Friday 11 April 2008

Defending abstract knowledge does not make you an epistemological dinosaur argues Mark Taylor

In an interesting debate at the Royal Society of Arts*, sociologist Michael Young made a rarely heard point, namely that the teaching of knowledge matters. More importantly, he pointed out that knowledge is neglected because policymakers assume that there is no connection between knowledge and the needs of the economy. In consequence, the educational system has become a vehicle for a kind of mass vocationalism, based on targets, league tables and outcomes, which have changed the character of schools into places that are no longer distinctive for attempting to give children knowledge that they cannot acquire elsewhere.

Young cautioned against assuming, in response to this change, that schools are democracies or that they should be used to resolve authority issues in the wider society. To understand the place of knowledge in schools today we need to understand that knowledge is both context-dependent and context-independent. With that distinction in mind, he counselled against conflating these two aspects of knowledge in schools, and noted that context-independent knowledge - in the form of abstract ideas - must sometimes be taught counter to the experience of the child. Indeed, the teacher must impose it on the child.

With arguments like these Young comes across as an epistemological dinosaur - if a welcome one - in the present climate of anti-intellectual governmental and academic approaches to education. These approaches were partly expressed in the response of Geoff Stanton. Stanton, in seeking a defence for the anti-knowledge shift observed by Young, claimed that vocational pedagogy is ‘more complex’ than its academic equivalent. It appears that the more the curriculum loses its previous connection (however poorly taught) with academic subjects, the more observers like Stanton claim that new methods are more sophisticated than previous ones. But Stanton’s defence really only justified the replacement of properly examined academic knowledge with the messy and ever-growing range of self-assessed ‘subjects’ currently being thrown at schools. In this sense, Young is indeed right that schools are losing their previously distinctive educational place in society and, with ‘subjects’ as diverse as ‘parenting’, ‘family learning’, ‘happiness’ or ‘health and beauty’, it is increasingly hard to know where school begins and family ends. Clearly, therefore, vocational pedagogy conflates educational process and content and mystifies the crucial fact that all schools ought to provide a rigorous education in academic subjects which - given that all topics of study have underlying academic principles - would then enable progression to their vocational applications to be made.

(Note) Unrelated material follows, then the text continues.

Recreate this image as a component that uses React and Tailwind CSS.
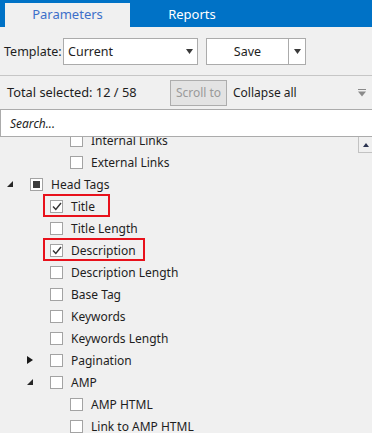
import React from 'react';

const rows = [
  { label: 'Internal Links', level: 2 },
  { label: 'External Links', level: 2 },
  { label: 'Head Tags', level: 0, expander: 'open', state: 'partial' },
  { label: 'Title', level: 1, state: 'checked', mark: 'w-[67px]' },
  { label: 'Title Length', level: 1 },
  { label: 'Description', level: 1, state: 'checked', mark: 'w-[102px]' },
  { label: 'Description Length', level: 1 },
  { label: 'Base Tag', level: 1 },
  { label: 'Keywords', level: 1 },
  { label: 'Keywords Length', level: 1 },
  { label: 'Pagination', level: 1, expander: 'closed' },
  { label: 'AMP', level: 1, expander: 'open' },
  { label: 'AMP HTML', level: 2 },
  { label: 'Link to AMP HTML', level: 2 },
];

const indent = ['pl-0', 'pl-[20px]', 'pl-[40px]'];

function DownArrow({ className = '' }) {
  return (
    <svg width="7" height="5" viewBox="0 0 7 5" className={className}>
      <polygon points="0,0 7,0 3.5,5" fill="#3a3a3a" />
    </svg>
  );
}

function Expander({ kind }) {
  if (kind === 'open') {
    return (
      <svg width="6" height="6" viewBox="0 0 6 6" className="ml-[7px]">
        <polygon points="6,0 6,6 0,6" fill="#262626" />
      </svg>
    );
  }
  if (kind === 'closed') {
    return (
      <svg width="6" height="8" viewBox="0 0 6 8" className="ml-[7px]">
        <polygon points="0,0 6,4 0,8" fill="#1a1a1a" />
      </svg>
    );
  }
  return null;
}

function Check({ state }) {
  return (
    <span className="w-[13px] h-[13px] border border-[#a3a3a3] bg-white flex items-center justify-center shrink-0">
      {state === 'checked' && (
        <svg width="10" height="9" viewBox="0 0 10 9">
          <polyline points="1,4.5 3.8,7.5 9,1" fill="none" stroke="#333" strokeWidth="1.4" />
        </svg>
      )}
      {state === 'partial' && <span className="w-[7px] h-[7px] bg-[#3c3c3c]" />}
    </span>
  );
}

function TreeRow({ row }) {
  return (
    <div className={`relative h-[22px] flex items-center ${indent[row.level]}`}>
      <div className="w-[30px] flex items-center">
        <Expander kind={row.expander} />
      </div>
      <Check state={row.state} />
      <span className="ml-[8px] mt-[1px] whitespace-nowrap">{row.label}</span>
      {row.mark && (
        <div className={`absolute left-[43px] top-[-1px] h-[23px] border-2 border-[#e8111b] ${row.mark}`} />
      )}
    </div>
  );
}

export default function App() {
  return (
    <div className="w-[372px] h-[433px] bg-[#f0f0f0] overflow-hidden flex flex-col text-[12px] text-[#1e1e1e] font-['Noto_Sans',sans-serif]">
      <div className="h-[27px] shrink-0 bg-[#0072c6] flex items-end pl-[5px] text-[13px]">
        <div className="w-[125px] h-[24px] bg-[#f0f0f0] flex items-center justify-center text-[#3d6fc9]">
          Parameters
        </div>
        <div className="w-[124px] h-[24px] flex items-center justify-center text-white">Reports</div>
      </div>

      <div className="h-[49px] shrink-0 flex items-center border-b border-[#c6c6c6] pl-[4px]">
        <span className="w-[59px] mt-[3px] text-[12.5px]">Template:</span>
        <div className="w-[135px] h-[27px] bg-white border border-[#ababab] flex items-center justify-between pl-[4px] pr-[4px]">
          <span className="mt-[3px] text-[12.5px]">Current</span>
          <DownArrow />
        </div>
        <div className="ml-[8px] w-[100px] h-[27px] bg-white border border-[#ababab] flex">
          <div className="flex-1 flex items-center justify-center border-r border-[#ababab]">
            <span className="mt-[3px] text-[12.5px]">Save</span>
          </div>
          <div className="w-[16px] flex items-center justify-center">
            <DownArrow />
          </div>
        </div>
      </div>

      <div className="h-[33px] shrink-0 flex items-center pl-[7px] pr-[6px]">
        <span className="w-[163px] text-[12.8px] mt-[1px]">Total selected: 12 / 58</span>
        <div className="w-[57px] h-[26px] border border-[#adadad] bg-[#e3e3e3] text-[#9a9a9a] flex items-center justify-center">
          <span className="mt-[1px]">Scroll to</span>
        </div>
        <span className="ml-[6px] mt-[1px]">Collapse all</span>
        <svg width="8" height="8" viewBox="0 0 8 8" className="ml-auto">
          <rect x="0" y="0" width="8" height="1" fill="#8a8a8a" />
          <polygon points="0,2.5 8,2.5 4,7.5" fill="#8a8a8a" />
        </svg>
      </div>

      <div className="h-[28px] shrink-0 bg-white border border-[#ababab] border-r-0 flex items-center pl-[9px] italic">
        <span className="mt-[1px]">Search...</span>
      </div>

      <div className="flex-1 flex overflow-hidden">
        <div className="flex-1 overflow-hidden">
          <div className="-mt-[8px]">
            {rows.map((row) => (
              <TreeRow key={row.label} row={row} />
            ))}
          </div>
        </div>
        <div className="w-[14px] shrink-0">
          <div className="h-[16px] border-l border-b border-[#c2c2c2] flex items-center justify-center">
            <svg width="6" height="4" viewBox="0 0 6 4">
              <polygon points="0,4 6,4 3,0" fill="#2b3350" />
            </svg>
          </div>
        </div>
      </div>
    </div>
  );
}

So has Young got it right in defending knowledge? Not quite. In focusing so much on knowledge per se, as opposed to subject knowledge of different academic disciplines, Young ends up debating the knowledge content of almost everything, rather than defending the distinctive subject content of a general academic education. Philosophically, this may be inevitable, but pedagogically it is problematic, because it allows the acceptance of the potential ‘subject’ in every newly assessed form of modern behaviour. So, instead of challenging the current approaches to education as he would wish, he ironically opens the theoretical door towards a defence of them. For example, in saying that the knowledge base of beauty therapy must be taught as seriously as that of physics and chemistry, he implicitly weakens a defence of an academic curriculum for all pupils, and ends up in the thick of the current contorted ‘debates’ about how many new undisciplined experiences can be thrown into the curriculum to make it ‘relevant’ to the 21st century. After all, through Every Child Matters, the government has transformed ‘enjoyment’, ‘engagement’, ‘health’ and ‘happiness’ into forms of knowledge which they seem to think can be measured. Indeed, the government appears to have a more radical approach to knowledge than some of the social scientists Young criticises.

Although knowledge should be defended in the form of the subjects that explain the world to us, if it is defended at too abstract a level, it parrots in the secondary sector the post-modern confusion evident at university level. The result is the increasing elevation of cross-curricular thematic learning and experiences above the teaching and applying of the core principles of individual academic subjects. Pupils who learn in this way are in danger of turning up at university intellectually confused and lacking in the real subject knowledge they need to challenge their tutors. This is the opposite of what Young intended. He forgot that even the defence of knowledge is context-dependent.